The FACE Act was enacted in the 1990s to prohibit anti-abortion protesters from blocking entry to abortion clinics, after years of extreme violence and obstruction, and U.S. District Judge Colleen Kollar-Kotelly sharply criticized Handy for her cruel treatment of clinic staff and patients. “Neither you nor any of the other co-conspirators showed any compassion, empathy, toward those two women needing medical care,” Kollar-Kotelly said on Tuesday. “Your views took precedence over, frankly, their human needs.”

Rep. Chip Roy (R-Texas) speaks at a press conference outside of the U.S. Capitol on February 14 in support of Lauren Handy and her co-defendants for obstructing the D.C. clinic. Via Shutterstock.
In September, Handy’s attorneys said they wanted to appeal her conviction to the Supreme Court and try to reverse the FACE Act. “Since the Dobbs decision that reversed Roe, there’s a very serious question about whether the federal government has any further interest in the abortion issue,” lawyer Martin Cannon of the right-wing Thomas More Society, told the Washington Examiner, “whether there’s any federal interest at stake that has to be protected under federal law, as opposed to just having the states enforce their own laws about trespass and disorderly conduct or even state FACE-like statutes.”
Handy, leader of the anti-abortion extremist group Progressive Anti-Abortion Uprising, has been involved in obstructive and dangerous anti-abortion actions for years, including clinic blockades in Virginia and Michigan that resulted in jail time prior to her invasion of the D.C. clinic in October 2020. But she received significant national attention when, in March 2022, she was arrested after police received a tip that she was keeping five aborted fetuses in the refrigerator of her D.C. apartment.
It turned out that this was Handy’s plan: Her anti-abortion associates sent the tip to the police with the intention of Handy submitting photos of the fetuses into evidence to cause an inflammatory spectacle at her trial, and in an attempt to further malign the abortion clinic from which she stole the fetuses. Kollar-Kotelly declined to allow the photos to be submitted as evidence, and blocked other “vigilante” defenses from her team. At her initial trial in August, Cannon characterized Handy and her co-defendants’ actions as “conventional sit-in kind of stuff—just like Martin Luther King has a federal holiday for.”

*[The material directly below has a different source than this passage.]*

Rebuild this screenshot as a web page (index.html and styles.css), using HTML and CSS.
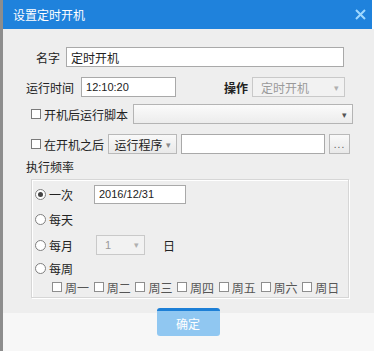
FILE: index.html
```html
<!DOCTYPE html>
<html lang="zh-CN">
<head>
  <meta charset="UTF-8">
  <title>设置定时开机</title>
  <link rel="stylesheet" href="styles.css">
</head>
<body>
  <div class="dialog">
    <!-- Title bar -->
    <div class="titlebar">
      <span class="title">设置定时开机</span>
      <svg class="close" width="11" height="11" viewBox="0 0 11 11">
        <path d="M1 1 L10 10 M10 1 L1 10" stroke="#9ed8ff" stroke-width="2" fill="none"/>
      </svg>
    </div>

    <div class="content">
      <div class="row row-name">
        <span class="label">名字</span>
        <input class="field name-field" type="text" value="定时开机">
      </div>

      <div class="row row-time">
        <span class="label">运行时间</span>
        <input class="field time-field" type="text" value="12:10:20">
        <span class="label op-label">操作</span>
        <div class="select disabled op-select">定时开机<span class="arrow">▾</span></div>
      </div>

      <div class="row row-script">
        <input type="checkbox" class="check">
        <span class="label">开机后运行脚本</span>
        <div class="select script-select"><span class="arrow dark">▾</span></div>
      </div>

      <div class="row row-after">
        <input type="checkbox" class="check">
        <span class="label">在开机之后</span>
        <div class="btn run-btn">运行程序<span class="arrow small">▾</span></div>
        <input class="field path-field" type="text">
        <div class="btn browse-btn">...</div>
      </div>

      <div class="section-title">执行频率</div>

      <!-- Frequency group -->
      <div class="group">
        <div class="g-row g-once">
          <input type="radio" name="freq" class="radio" checked>
          <span class="radio-label">一次</span>
          <input class="field date-field" type="text" value="2016/12/31">
        </div>
        <div class="g-row g-day">
          <input type="radio" name="freq" class="radio">
          <span class="radio-label">每天</span>
        </div>
        <div class="g-row g-month">
          <input type="radio" name="freq" class="radio">
          <span class="radio-label">每月</span>
          <div class="select disabled month-select">1<span class="arrow">▾</span></div>
          <span class="day-label">日</span>
        </div>
        <div class="g-row g-week">
          <input type="radio" name="freq" class="radio">
          <span class="radio-label">每周</span>
        </div>
        <div class="weekdays">
          <label class="weekday"><input type="checkbox" class="check light">周一</label>
          <label class="weekday"><input type="checkbox" class="check light">周二</label>
          <label class="weekday"><input type="checkbox" class="check light">周三</label>
          <label class="weekday"><input type="checkbox" class="check light">周四</label>
          <label class="weekday"><input type="checkbox" class="check light">周五</label>
          <label class="weekday"><input type="checkbox" class="check light">周六</label>
          <label class="weekday"><input type="checkbox" class="check light">周日</label>
        </div>
      </div>
    </div>

    <div class="footer">
      <button class="ok-btn">确定</button>
    </div>
  </div>
</body>
</html>
```

FILE: styles.css
```css
body {
  margin: 0;
  background: #ffffff;
  font-family: "Noto Sans CJK SC", "Liberation Sans", sans-serif;
  font-size: 12px;
  color: #222;
}

.dialog {
  width: 374px;
  height: 351px;
  border-left: 3px solid #8d8d8d;
  box-sizing: border-box;
  display: flex;
  flex-direction: column;
}

/* Title bar */
.titlebar {
  height: 29px;
  margin-right: 2px;
  background: #1f82dc;
  display: flex;
  align-items: center;
  justify-content: space-between;
  padding: 0 6px 0 10px;
}

.title {
  color: #ffffff;
  font-size: 12px;
}

.content {
  background: #eeeeee;
  padding-top: 18px;
  height: 284px;
  box-sizing: border-box;
}

.row {
  display: flex;
  align-items: center;
  height: 20px;
}

.label {
  white-space: nowrap;
}

.field {
  height: 20px;
  box-sizing: border-box;
  border: 1px solid #a9a9a9;
  background: #ffffff;
  padding: 0 4px;
  font-family: "Noto Sans CJK SC", sans-serif;
  font-size: 12px;
  color: #222;
  outline: none;
}

.select {
  height: 20px;
  box-sizing: border-box;
  border: 1px solid #b4b4b4;
  background: linear-gradient(#fbfbfb, #ececec);
  display: flex;
  align-items: center;
  justify-content: space-between;
  padding: 0 5px 0 8px;
}

.select.disabled {
  color: #9a9a9a;
  background: #f2f2f2;
  border-color: #c9c9c9;
}

.arrow {
  font-size: 9px;
  color: #b0b0b0;
}

.arrow.dark {
  color: #555;
}

.arrow.small {
  margin-left: 3px;
  color: #888;
}

.btn {
  height: 20px;
  box-sizing: border-box;
  border: 1px solid #b9b9b9;
  background: linear-gradient(#f9f9f9, #e9e9e9);
  display: flex;
  align-items: center;
  justify-content: center;
}

/* Row 1 */
.row-name {
  padding-left: 33px;
}

.row-name .field {
  margin-left: 6px;
  width: 278px;
}

/* Row 2 */
.row-time {
  margin-top: 10px;
  padding-left: 23px;
}

.time-field {
  margin-left: 7px;
  width: 95px;
  font-family: "Liberation Sans", sans-serif;
  font-size: 11px;
}

.op-label {
  margin-left: 48px;
  font-weight: bold;
}

.op-select {
  margin-left: 4px;
  width: 93px;
}

/* Row 3 and 4 */
.row-script {
  margin-top: 7px;
  padding-left: 28px;
}

.row-after {
  margin-top: 10px;
  padding-left: 28px;
}

.check {
  appearance: none;
  margin: 0 3px 0 0;
  width: 10px;
  height: 10px;
  border: 1px solid #7a7a7a;
  background: #ffffff;
  box-sizing: border-box;
}

.check.light {
  border-color: #8e8e8e;
}

.script-select {
  margin-left: 5px;
  width: 220px;
  justify-content: flex-end;
}

.run-btn {
  margin-left: 4px;
  width: 69px;
}

.path-field {
  margin-left: 4px;
  width: 144px;
}

.browse-btn {
  margin-left: 4px;
  width: 21px;
  color: #555;
  font-family: "Liberation Sans", sans-serif;
  font-size: 10px;
  letter-spacing: 1px;
}

.section-title {
  margin-top: 5px;
  padding-left: 23px;
  height: 16px;
  line-height: 16px;
}

/* Frequency group */
.group {
  margin: 4px 0 0 28px;
  width: 318px;
  height: 119px;
  box-sizing: border-box;
  border: 1px solid #d6d6d6;
  box-shadow: inset 1px 1px 0 #ffffff, 1px 1px 0 #ffffff;
  padding: 4px 0 0 3px;
}

.g-row {
  display: flex;
  align-items: center;
  height: 20px;
}

.g-day {
  margin-top: 5px;
}

.g-month {
  margin-top: 6px;
}

.g-week {
  margin-top: 3px;
}

.radio {
  appearance: none;
  margin: 0;
  width: 11px;
  height: 11px;
  border: 1px solid #808080;
  border-radius: 50%;
  background: #ffffff;
  box-sizing: border-box;
  position: relative;
}

.radio:checked::after {
  content: "";
  position: absolute;
  left: 2px;
  top: 2px;
  width: 5px;
  height: 5px;
  border-radius: 50%;
  background: #444;
}

.radio-label {
  margin-left: 3px;
  width: 45px;
}

.date-field {
  width: 92px;
  height: 19px;
  font-family: "Liberation Sans", sans-serif;
  font-size: 11px;
}

.month-select {
  margin-left: 2px;
  width: 49px;
  font-family: "Liberation Sans", sans-serif;
  font-size: 11px;
}

.day-label {
  margin-left: 18px;
}

.weekdays {
  display: flex;
  gap: 4.7px;
  margin-top: 0;
  padding-left: 17px;
  height: 18px;
  align-items: center;
}

.weekday {
  display: flex;
  align-items: center;
  color: #555;
}

/* Footer */
.footer {
  flex: 1;
  background: #f7f7f7;
  display: flex;
  justify-content: center;
  margin-top: 0;
}

.ok-btn {
  margin-top: -5px;
  width: 63px;
  height: 28px;
  border: none;
  border-top: 3px solid #1d7fd6;
  border-radius: 3px;
  background: #90c7f1;
  color: #ffffff;
  font-family: "Noto Sans CJK SC", sans-serif;
  font-size: 12px;
  margin-left: -1px;
}
```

Three of Handy’s co-defendants—Joan Andrews Bell, Jean Marshall, and Paulette Harlow—are in their 70s; Bell is longtime anti-abortion activist who has been arrested hundreds of times for similar clinic invasions, and inspired some of the other co-defendants to join the clinic blockade, according to local news station WUSA9.

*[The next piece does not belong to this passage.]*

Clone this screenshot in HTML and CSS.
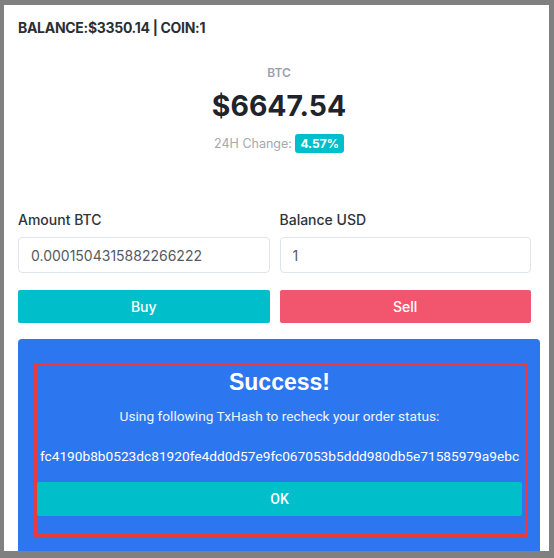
FILE: index.html
```html
<!DOCTYPE html>
<html>
<head>
<meta charset="utf-8">
<link rel="stylesheet" href="styles.css">
</head>
<body>
<div class="app">
  <div class="topbar">BALANCE:$3350.14 | COIN:1</div>
  <div class="ticker">
    <div class="sym">BTC</div>
    <div class="price">$6647.54</div>
    <div class="change">24H Change: <span class="badge">4.57%</span></div>
  </div>
  <div class="trade">
    <div class="col">
      <label class="lbl">Amount BTC</label>
      <input class="inp" type="text" value="0.0001504315882266222">
      <button class="btn buy">Buy</button>
    </div>
    <div class="col">
      <label class="lbl">Balance USD</label>
      <input class="inp" type="text" value="1">
      <button class="btn sell">Sell</button>
    </div>
  </div>
  <div class="panel">
    <div class="result">
      <h2 class="title">Success!</h2>
      <p class="msg">Using following TxHash to recheck your order status:</p>
      <p class="hash">fc4190b8b0523dc81920fe4dd0d57e9fc067053b5ddd980db5e71585979a9ebc</p>
      <button class="ok">OK</button>
    </div>
  </div>
</div>
</body>
</html>
```
FILE: styles.css
```css
* { box-sizing: border-box; }
html, body { margin: 0; }
body {
  background: #808080;
  padding: 5px 5px 7px 4px;
  font-family: Inter, "Liberation Sans", sans-serif;
}
.app {
  background: #fff;
  height: 546px;
  overflow: hidden;
  padding: 0 18px 0 14px;
}
.topbar {
  padding-top: 13px;
  font-size: 14px;
  line-height: 20px;
  font-weight: 700;
  letter-spacing: -0.3px;
  color: #2a2f36;
}
.ticker {
  text-align: center;
  margin-top: 28px;
  margin-right: -9px;
}
.sym {
  font-size: 12px;
  line-height: 14px;
  font-weight: 600;
  color: #9aa1aa;
}
.price {
  font-size: 28.4px;
  line-height: 34px;
  font-weight: 700;
  color: #1f242b;
  margin-top: 9px;
}
.change {
  margin-top: 11px;
  font-size: 12.5px;
  line-height: 20px;
  color: #a3a9b0;
}
.badge {
  display: inline-block;
  vertical-align: middle;
  background: #00bfcb;
  color: #fff;
  font-weight: 700;
  font-size: 12px;
  line-height: 19px;
  padding: 0 5px;
  border-radius: 3px;
  margin-top: -2px;
}
.trade {
  display: flex;
  gap: 10px;
  margin-top: 56px;
}
.col {
  flex: 1;
  display: flex;
  flex-direction: column;
}
.lbl {
  font-size: 14px;
  line-height: 20px;
  font-weight: 500;
  color: #2f343b;
}
.inp {
  margin-top: 7px;
  height: 36px;
  border: 1px solid #dfe5ec;
  border-radius: 4px;
  padding: 0 12px;
  font-family: inherit;
  font-size: 14px;
  color: #555b62;
  outline: none;
}
.btn {
  margin-top: 17px;
  height: 33px;
  border: 0;
  border-radius: 2px;
  color: #fff;
  font-family: inherit;
  font-size: 14px;
  font-weight: 500;
}
.buy { background: #00bfcb; }
.sell { background: #f2566e; }
.panel {
  margin-top: 16px;
  margin-right: -9px;
  background: #2c77f0;
  border-radius: 4px;
  padding: 24px 12px 20px 16px;
  height: 240px;
}
.result {
  border: 3px solid #ea3a3e;
  padding: 0 3px 18px 0;
  text-align: center;
  color: #fff;
  font-family: Roboto, "Liberation Sans", sans-serif;
}
.title {
  margin: 2px 0 0;
  font-family: "Liberation Sans", Arial, sans-serif;
  font-size: 23px;
  line-height: 28px;
  font-weight: 700;
}
.msg {
  margin: 10px 0 0;
  font-size: 13.7px;
  line-height: 20px;
  color: #eef3ff;
}
.hash {
  margin: 20px 0 0;
  font-size: 13.7px;
  line-height: 20px;
}
.ok {
  display: block;
  width: 100%;
  margin-top: 16px;
  height: 34px;
  border: 0;
  border-radius: 2px;
  background: #00bfcb;
  color: #fff;
  font-family: inherit;
  font-size: 14px;
  font-weight: 500;
}
```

Handy’s sentencing comes as anti-abortion violence targeting abortion providers and patients has steadily been on the rise in recent years. Last May, the National Abortion Federation (NAF) reported that, from 2021 to 2022, there was a 229% increase in stalking, 231% increase in burglaries, and 100% increase in clinic arsons (from two cases in 2021 to four in 2022) at clinics across the country. As clinics continue to shutter due to state abortion bans, the ones that remain have become even more vulnerable to anti-abortion harassment and threats.